Segundo o jovem, muitos dos aproximadamente sete mil moradores do bairro já procuraram a Sabesp para pressionar pela chegada da água tratada, mas não obtiveram sucesso. Agora ele recolhe assinaturas para um abaixo-assinado que será entregue para a Companhia e para as autoridades de saúde. Os moradores contam com apoio da Federação das Associações Comunitárias do Estado de São Paulo (Facesp).
“Eles sabem da situação. Tanto sabem que dão cloro pra gente tratar a água em casa. Tem pessoas que moram aqui há mais de 30 anos e até desistiram [de lutar pela água tratada]”, lamenta Felipe.
Direito fundamental
O cotidiano no Jardim Emburá é apenas um caso entre tantos da realidade brasileira que colocam em xeque uma resolução da Organização das Nações Unidas (ONU), assinada em 28 de julho de 2010. Há exatamente dez anos, o órgão declarou o acesso à água limpa e segura e ao saneamento básico como direitos humanos fundamentais.
Outros dados do SNIS 2019 constatam a gravidade do cenário. Em 2019, apenas 46% do esgoto gerado no país foi tratado e quase 100 milhões de pessoas utilizaram medidas alternativas para lidar com os dejetos, seja por meio de fossas ou jogando o esgoto diretamente em rios.
Edson Aparecido da Silva, secretário-executivo do Observatório Nacional dos Direitos à Água e ao Saneamento (Ondas), ressalta a importância da resolução da ONU mas aponta que muitas nações ainda não incorporaram esse direito aos seus instrumentos legais.
É o caso da Constituição Brasileira, que por meio do artigo 6º estabelece a saúde, a educação, a segurança, a moradia, entre outros, como direitos sociais, mas não cita o acesso à água e ao saneamento.
Ele explica a maior parte da população desassistida se concentra nas regiões Norte e Nordeste do país, assim como nas periferias das grandes cidades, nos morros, nas favelas, nas vilas e nas palafitas.

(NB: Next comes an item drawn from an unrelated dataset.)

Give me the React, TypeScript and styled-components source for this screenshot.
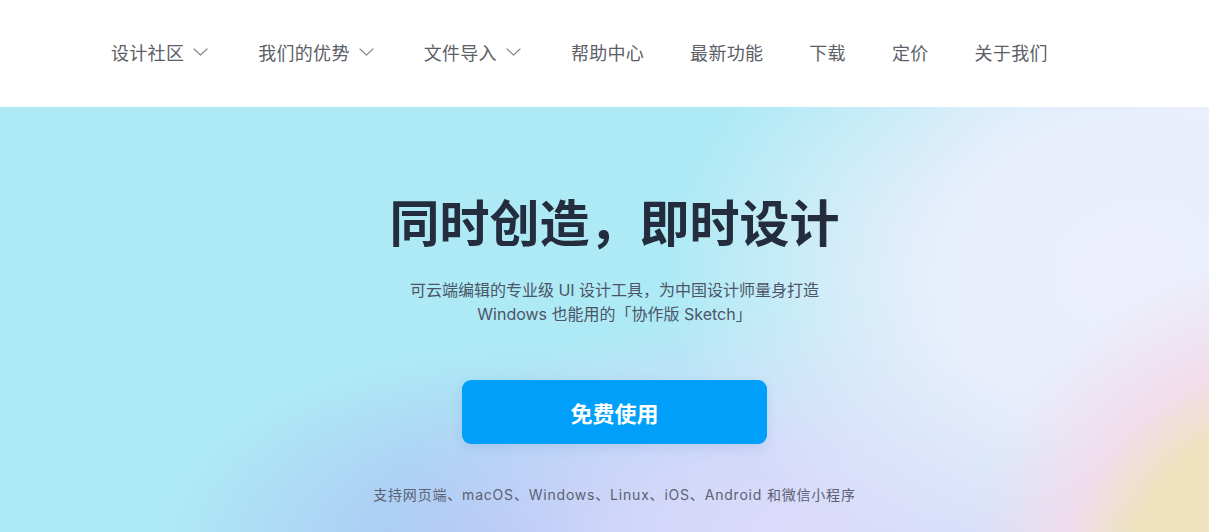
import React from "react";
import styled, { createGlobalStyle } from "styled-components";

const GlobalStyle = createGlobalStyle`
  * {
    box-sizing: border-box;
  }
  body {
    margin: 0;
    font-family: "Noto Sans", "Noto Sans CJK SC", sans-serif;
    -webkit-font-smoothing: antialiased;
  }
`;

const Page = styled.div`
  width: 100%;
  height: 532px;
  overflow: hidden;
  display: flex;
  flex-direction: column;
`;

const Header = styled.header`
  height: 107px;
  flex-shrink: 0;
  background: #ffffff;
  display: flex;
  align-items: center;
  padding-left: 111px;
  padding-bottom: 4px;
`;

const Nav = styled.nav`
  display: flex;
  align-items: center;
  gap: 46px;
`;

const NavItem = styled.a`
  display: flex;
  align-items: center;
  font-family: "Noto Sans CJK SC", sans-serif;
  font-size: 18px;
  line-height: 26px;
  letter-spacing: 0.3px;
  color: #5c6066;
  cursor: pointer;
  white-space: nowrap;
`;

const Chevron = styled.svg`
  width: 19px;
  height: 8px;
  margin-left: 9px;
  flex-shrink: 0;
`;

// hero coordinates: 1209 x 425
const Hero = styled.section`
  flex: 1;
  display: flex;
  flex-direction: column;
  align-items: center;
  padding-top: 83px;
  padding-left: 20px;
  background:
    radial-gradient(circle 340px at 1300px 490px, rgba(238, 227, 190, 1) 0%, rgba(238, 227, 190, 1) 52%, rgba(243, 219, 234, 0.9) 70%, rgba(243, 219, 234, 0) 100%),
    radial-gradient(ellipse 460px 330px at 1130px 170px, rgba(238, 239, 252, 1) 0%, rgba(236, 238, 252, 0.9) 45%, rgba(236, 238, 252, 0) 100%),
    radial-gradient(ellipse 320px 200px at 1230px 0px, rgba(228, 245, 252, 1) 0%, rgba(228, 245, 252, 0) 100%),
    radial-gradient(ellipse 420px 230px at 800px 430px, rgba(222, 218, 250, 1) 0%, rgba(216, 216, 250, 0.85) 40%, rgba(216, 216, 250, 0) 100%),
    radial-gradient(ellipse 360px 200px at 520px 440px, rgba(168, 194, 243, 1) 0%, rgba(172, 200, 244, 0.75) 45%, rgba(172, 200, 244, 0) 100%),
    #aeeaf5;
`;

const Title = styled.h1`
  margin: 0;
  font-family: "Noto Sans CJK SC", sans-serif;
  font-size: 50px;
  line-height: 60px;
  font-weight: 700;
  color: #232d3d;
`;

const Subtitle = styled.p`
  margin: 28px 0 0;
  font-family: Inter, "Noto Sans CJK SC", sans-serif;
  font-size: 16px;
  line-height: 24px;
  color: #4b5566;
  text-align: center;
`;

const PrimaryButton = styled.button`
  margin-top: 54px;
  width: 305px;
  height: 64px;
  border: none;
  border-radius: 9px;
  background: #009ff9;
  color: #ffffff;
  font-family: "Noto Sans CJK SC", sans-serif;
  font-size: 22px;
  font-weight: 700;
  cursor: pointer;
  box-shadow: 0 4px 12px rgba(40, 100, 180, 0.12);
`;

const Platforms = styled.p`
  margin: 41px 0 0;
  font-family: Inter, "Noto Sans CJK SC", sans-serif;
  font-size: 14px;
  line-height: 20px;
  letter-spacing: 0.8px;
  color: #5b6273;
`;

const navItems = [
  { label: "设计社区", menu: true },
  { label: "我们的优势", menu: true },
  { label: "文件导入", menu: true },
  { label: "帮助中心", menu: false },
  { label: "最新功能", menu: false },
  { label: "下载", menu: false },
  { label: "定价", menu: false },
  { label: "关于我们", menu: false },
];

const App = () => {
  return (
    <Page>
      <GlobalStyle />
      <Header>
        <Nav>
          {navItems.map(item => (
            <NavItem key={item.label}>
              {item.label}
              {item.menu && (
                <Chevron viewBox="0 0 19 8" fill="none">
                  <path
                    d="M1 1 L7.5 7 L14 1"
                    stroke="#8a8d93"
                    strokeWidth="1.2"
                    strokeLinecap="round"
                    strokeLinejoin="round"
                  />
                </Chevron>
              )}
            </NavItem>
          ))}
        </Nav>
      </Header>
      <Hero>
        <Title>同时创造，即时设计</Title>
        <Subtitle>
          可云端编辑的专业级 UI 设计工具，为中国设计师量身打造
          <br />
          Windows 也能用的「协作版 Sketch」
        </Subtitle>
        <PrimaryButton type="button">免费使用</PrimaryButton>
        <Platforms>
          支持网页端、macOS、Windows、Linux、iOS、Android 和微信小程序
        </Platforms>
      </Hero>
    </Page>
  );
};

export default App;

“O direito humano ao acesso à água e ao esgotamento sanitário é efetivamente cumprido quando todas as pessoas, independente da capacidade de pagamento pelos serviços, independente de onde e das condições que vivam, tenham acesso a esse serviços. Estou falando, inclusive, de incorporar esse direito à população que vive em situação de rua, que é completamente excluída”, critica.
Em que pese a situação crítica de boa parte dos brasileiros, o especialista pondera que, desde o início dos anos 2000, houve avanços nas políticas da área, a partir da criação do Ministério das Cidades – em 2003, pelo governo de Luiz Inácio Lula da Silva – e do desenvolvimento de políticas urbanas.